-- Start --

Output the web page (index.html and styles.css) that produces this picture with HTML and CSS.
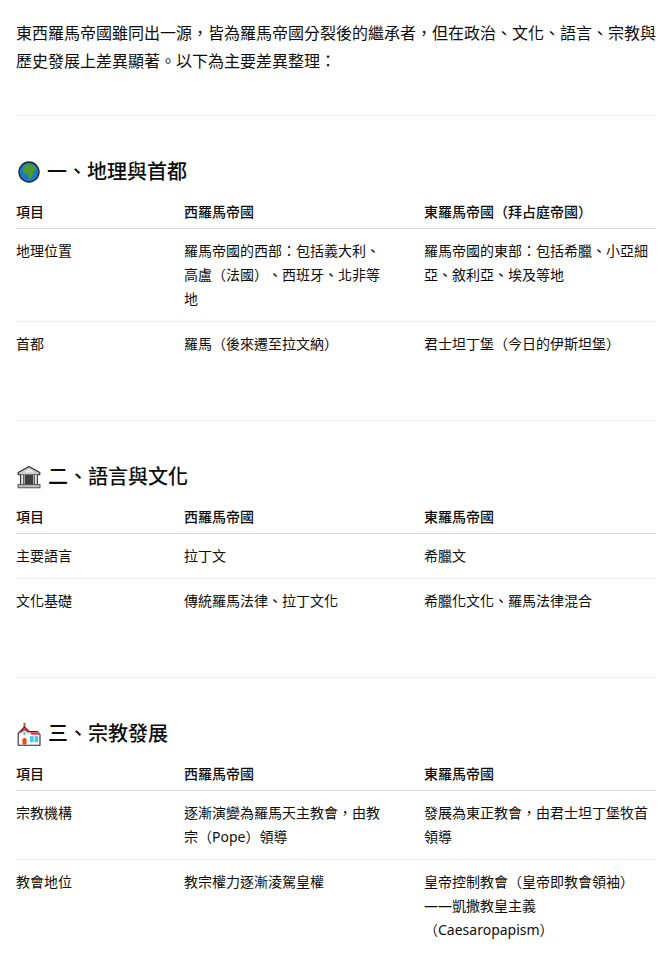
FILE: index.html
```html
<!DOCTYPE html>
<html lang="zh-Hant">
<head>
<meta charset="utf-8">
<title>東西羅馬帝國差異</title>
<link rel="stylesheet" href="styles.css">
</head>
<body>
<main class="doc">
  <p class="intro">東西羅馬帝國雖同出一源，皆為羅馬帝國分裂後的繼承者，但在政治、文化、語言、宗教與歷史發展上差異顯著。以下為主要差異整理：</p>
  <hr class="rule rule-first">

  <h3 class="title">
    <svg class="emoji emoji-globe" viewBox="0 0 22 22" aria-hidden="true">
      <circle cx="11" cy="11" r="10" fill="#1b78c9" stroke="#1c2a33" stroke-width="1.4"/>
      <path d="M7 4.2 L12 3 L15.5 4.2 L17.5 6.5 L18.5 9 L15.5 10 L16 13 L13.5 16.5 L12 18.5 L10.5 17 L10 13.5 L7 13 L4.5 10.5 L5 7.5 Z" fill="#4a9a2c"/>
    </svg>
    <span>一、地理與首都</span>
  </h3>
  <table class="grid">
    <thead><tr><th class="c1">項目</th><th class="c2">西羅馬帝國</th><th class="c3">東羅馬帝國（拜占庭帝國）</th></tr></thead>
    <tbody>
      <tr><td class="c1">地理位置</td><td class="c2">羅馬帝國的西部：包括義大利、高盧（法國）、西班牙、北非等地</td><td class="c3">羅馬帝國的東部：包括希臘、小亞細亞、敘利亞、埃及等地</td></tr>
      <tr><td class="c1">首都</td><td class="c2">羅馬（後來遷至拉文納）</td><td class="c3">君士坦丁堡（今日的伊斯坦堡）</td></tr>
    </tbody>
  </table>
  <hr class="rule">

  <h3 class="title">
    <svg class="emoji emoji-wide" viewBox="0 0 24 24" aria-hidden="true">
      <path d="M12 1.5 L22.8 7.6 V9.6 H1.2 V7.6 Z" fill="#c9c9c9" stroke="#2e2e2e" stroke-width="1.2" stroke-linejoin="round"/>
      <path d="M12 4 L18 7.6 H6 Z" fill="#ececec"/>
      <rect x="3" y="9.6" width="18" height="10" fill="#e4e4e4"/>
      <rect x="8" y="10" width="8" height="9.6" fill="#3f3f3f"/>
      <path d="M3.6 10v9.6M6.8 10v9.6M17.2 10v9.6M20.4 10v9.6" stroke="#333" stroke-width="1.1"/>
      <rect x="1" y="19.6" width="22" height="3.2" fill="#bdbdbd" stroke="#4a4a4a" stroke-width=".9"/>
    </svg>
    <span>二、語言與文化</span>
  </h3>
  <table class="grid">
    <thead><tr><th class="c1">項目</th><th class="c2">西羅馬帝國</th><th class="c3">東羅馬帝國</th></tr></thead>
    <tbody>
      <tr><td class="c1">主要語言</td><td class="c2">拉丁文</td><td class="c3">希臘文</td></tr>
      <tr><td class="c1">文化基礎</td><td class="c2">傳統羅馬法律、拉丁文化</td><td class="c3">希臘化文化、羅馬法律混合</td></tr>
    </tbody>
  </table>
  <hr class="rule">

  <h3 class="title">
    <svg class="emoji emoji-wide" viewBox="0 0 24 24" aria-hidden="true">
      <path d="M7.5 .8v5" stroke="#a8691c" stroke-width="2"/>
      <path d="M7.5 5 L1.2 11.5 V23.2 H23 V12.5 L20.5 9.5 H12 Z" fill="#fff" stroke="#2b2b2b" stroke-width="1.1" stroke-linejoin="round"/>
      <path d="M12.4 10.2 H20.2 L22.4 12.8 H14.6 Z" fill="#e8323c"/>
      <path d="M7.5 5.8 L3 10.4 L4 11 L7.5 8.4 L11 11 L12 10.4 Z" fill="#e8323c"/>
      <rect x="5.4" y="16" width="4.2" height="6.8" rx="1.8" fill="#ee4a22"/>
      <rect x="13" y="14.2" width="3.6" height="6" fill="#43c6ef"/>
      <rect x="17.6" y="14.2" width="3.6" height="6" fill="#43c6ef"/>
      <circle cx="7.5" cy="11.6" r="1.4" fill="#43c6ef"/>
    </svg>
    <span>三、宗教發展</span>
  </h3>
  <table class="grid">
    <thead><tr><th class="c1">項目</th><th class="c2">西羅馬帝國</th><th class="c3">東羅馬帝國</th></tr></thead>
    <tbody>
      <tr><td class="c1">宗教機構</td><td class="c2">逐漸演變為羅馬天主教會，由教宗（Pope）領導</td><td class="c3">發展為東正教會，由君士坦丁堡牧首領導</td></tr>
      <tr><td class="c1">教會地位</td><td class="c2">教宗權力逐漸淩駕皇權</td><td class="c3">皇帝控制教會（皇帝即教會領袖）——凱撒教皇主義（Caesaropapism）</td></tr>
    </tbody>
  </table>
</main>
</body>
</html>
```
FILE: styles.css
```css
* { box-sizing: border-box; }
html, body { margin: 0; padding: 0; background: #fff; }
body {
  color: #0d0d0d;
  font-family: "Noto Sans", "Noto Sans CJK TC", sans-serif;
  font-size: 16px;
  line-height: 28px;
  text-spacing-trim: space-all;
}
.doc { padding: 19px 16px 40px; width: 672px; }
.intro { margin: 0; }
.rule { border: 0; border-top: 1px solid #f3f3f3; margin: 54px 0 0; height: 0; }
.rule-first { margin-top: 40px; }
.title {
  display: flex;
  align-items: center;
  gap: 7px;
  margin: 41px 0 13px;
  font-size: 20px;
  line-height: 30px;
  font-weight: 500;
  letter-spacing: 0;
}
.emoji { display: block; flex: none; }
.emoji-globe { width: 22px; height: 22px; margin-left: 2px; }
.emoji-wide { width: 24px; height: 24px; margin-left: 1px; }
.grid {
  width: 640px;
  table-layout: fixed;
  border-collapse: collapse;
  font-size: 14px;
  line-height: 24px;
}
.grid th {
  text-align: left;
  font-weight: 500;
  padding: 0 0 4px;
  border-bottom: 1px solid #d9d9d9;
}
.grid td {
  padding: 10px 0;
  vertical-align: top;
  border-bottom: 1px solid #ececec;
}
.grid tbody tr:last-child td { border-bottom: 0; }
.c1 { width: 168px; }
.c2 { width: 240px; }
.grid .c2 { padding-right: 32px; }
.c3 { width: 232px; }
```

-- End --

## Problem to solve
Your task is an exact transcription of all the data, minus the pictures.

## Solution
Output the web page (index.html and styles.css) that produces this picture with HTML and CSS.
FILE: index.html
```html
<!DOCTYPE html>
<html lang="zh-Hant">
<head>
<meta charset="utf-8">
<title>東西羅馬帝國差異</title>
<link rel="stylesheet" href="styles.css">
</head>
<body>
<main class="doc">
  <p class="intro">東西羅馬帝國雖同出一源，皆為羅馬帝國分裂後的繼承者，但在政治、文化、語言、宗教與歷史發展上差異顯著。以下為主要差異整理：</p>
  <hr class="rule rule-first">

  <h3 class="title">
    <svg class="emoji emoji-globe" viewBox="0 0 22 22" aria-hidden="true">
      <circle cx="11" cy="11" r="10" fill="#1b78c9" stroke="#1c2a33" stroke-width="1.4"/>
      <path d="M7 4.2 L12 3 L15.5 4.2 L17.5 6.5 L18.5 9 L15.5 10 L16 13 L13.5 16.5 L12 18.5 L10.5 17 L10 13.5 L7 13 L4.5 10.5 L5 7.5 Z" fill="#4a9a2c"/>
    </svg>
    <span>一、地理與首都</span>
  </h3>
  <table class="grid">
    <thead><tr><th class="c1">項目</th><th class="c2">西羅馬帝國</th><th class="c3">東羅馬帝國（拜占庭帝國）</th></tr></thead>
    <tbody>
      <tr><td class="c1">地理位置</td><td class="c2">羅馬帝國的西部：包括義大利、高盧（法國）、西班牙、北非等地</td><td class="c3">羅馬帝國的東部：包括希臘、小亞細亞、敘利亞、埃及等地</td></tr>
      <tr><td class="c1">首都</td><td class="c2">羅馬（後來遷至拉文納）</td><td class="c3">君士坦丁堡（今日的伊斯坦堡）</td></tr>
    </tbody>
  </table>
  <hr class="rule">

  <h3 class="title">
    <svg class="emoji emoji-wide" viewBox="0 0 24 24" aria-hidden="true">
      <path d="M12 1.5 L22.8 7.6 V9.6 H1.2 V7.6 Z" fill="#c9c9c9" stroke="#2e2e2e" stroke-width="1.2" stroke-linejoin="round"/>
      <path d="M12 4 L18 7.6 H6 Z" fill="#ececec"/>
      <rect x="3" y="9.6" width="18" height="10" fill="#e4e4e4"/>
      <rect x="8" y="10" width="8" height="9.6" fill="#3f3f3f"/>
      <path d="M3.6 10v9.6M6.8 10v9.6M17.2 10v9.6M20.4 10v9.6" stroke="#333" stroke-width="1.1"/>
      <rect x="1" y="19.6" width="22" height="3.2" fill="#bdbdbd" stroke="#4a4a4a" stroke-width=".9"/>
    </svg>
    <span>二、語言與文化</span>
  </h3>
  <table class="grid">
    <thead><tr><th class="c1">項目</th><th class="c2">西羅馬帝國</th><th class="c3">東羅馬帝國</th></tr></thead>
    <tbody>
      <tr><td class="c1">主要語言</td><td class="c2">拉丁文</td><td class="c3">希臘文</td></tr>
      <tr><td class="c1">文化基礎</td><td class="c2">傳統羅馬法律、拉丁文化</td><td class="c3">希臘化文化、羅馬法律混合</td></tr>
    </tbody>
  </table>
  <hr class="rule">

  <h3 class="title">
    <svg class="emoji emoji-wide" viewBox="0 0 24 24" aria-hidden="true">
      <path d="M7.5 .8v5" stroke="#a8691c" stroke-width="2"/>
      <path d="M7.5 5 L1.2 11.5 V23.2 H23 V12.5 L20.5 9.5 H12 Z" fill="#fff" stroke="#2b2b2b" stroke-width="1.1" stroke-linejoin="round"/>
      <path d="M12.4 10.2 H20.2 L22.4 12.8 H14.6 Z" fill="#e8323c"/>
      <path d="M7.5 5.8 L3 10.4 L4 11 L7.5 8.4 L11 11 L12 10.4 Z" fill="#e8323c"/>
      <rect x="5.4" y="16" width="4.2" height="6.8" rx="1.8" fill="#ee4a22"/>
      <rect x="13" y="14.2" width="3.6" height="6" fill="#43c6ef"/>
      <rect x="17.6" y="14.2" width="3.6" height="6" fill="#43c6ef"/>
      <circle cx="7.5" cy="11.6" r="1.4" fill="#43c6ef"/>
    </svg>
    <span>三、宗教發展</span>
  </h3>
  <table class="grid">
    <thead><tr><th class="c1">項目</th><th class="c2">西羅馬帝國</th><th class="c3">東羅馬帝國</th></tr></thead>
    <tbody>
      <tr><td class="c1">宗教機構</td><td class="c2">逐漸演變為羅馬天主教會，由教宗（Pope）領導</td><td class="c3">發展為東正教會，由君士坦丁堡牧首領導</td></tr>
      <tr><td class="c1">教會地位</td><td class="c2">教宗權力逐漸淩駕皇權</td><td class="c3">皇帝控制教會（皇帝即教會領袖）——凱撒教皇主義（Caesaropapism）</td></tr>
    </tbody>
  </table>
</main>
</body>
</html>
```
FILE: styles.css
```css
* { box-sizing: border-box; }
html, body { margin: 0; padding: 0; background: #fff; }
body {
  color: #0d0d0d;
  font-family: "Noto Sans", "Noto Sans CJK TC", sans-serif;
  font-size: 16px;
  line-height: 28px;
  text-spacing-trim: space-all;
}
.doc { padding: 19px 16px 40px; width: 672px; }
.intro { margin: 0; }
.rule { border: 0; border-top: 1px solid #f3f3f3; margin: 54px 0 0; height: 0; }
.rule-first { margin-top: 40px; }
.title {
  display: flex;
  align-items: center;
  gap: 7px;
  margin: 41px 0 13px;
  font-size: 20px;
  line-height: 30px;
  font-weight: 500;
  letter-spacing: 0;
}
.emoji { display: block; flex: none; }
.emoji-globe { width: 22px; height: 22px; margin-left: 2px; }
.emoji-wide { width: 24px; height: 24px; margin-left: 1px; }
.grid {
  width: 640px;
  table-layout: fixed;
  border-collapse: collapse;
  font-size: 14px;
  line-height: 24px;
}
.grid th {
  text-align: left;
  font-weight: 500;
  padding: 0 0 4px;
  border-bottom: 1px solid #d9d9d9;
}
.grid td {
  padding: 10px 0;
  vertical-align: top;
  border-bottom: 1px solid #ececec;
}
.grid tbody tr:last-child td { border-bottom: 0; }
.c1 { width: 168px; }
.c2 { width: 240px; }
.grid .c2 { padding-right: 32px; }
.c3 { width: 232px; }
```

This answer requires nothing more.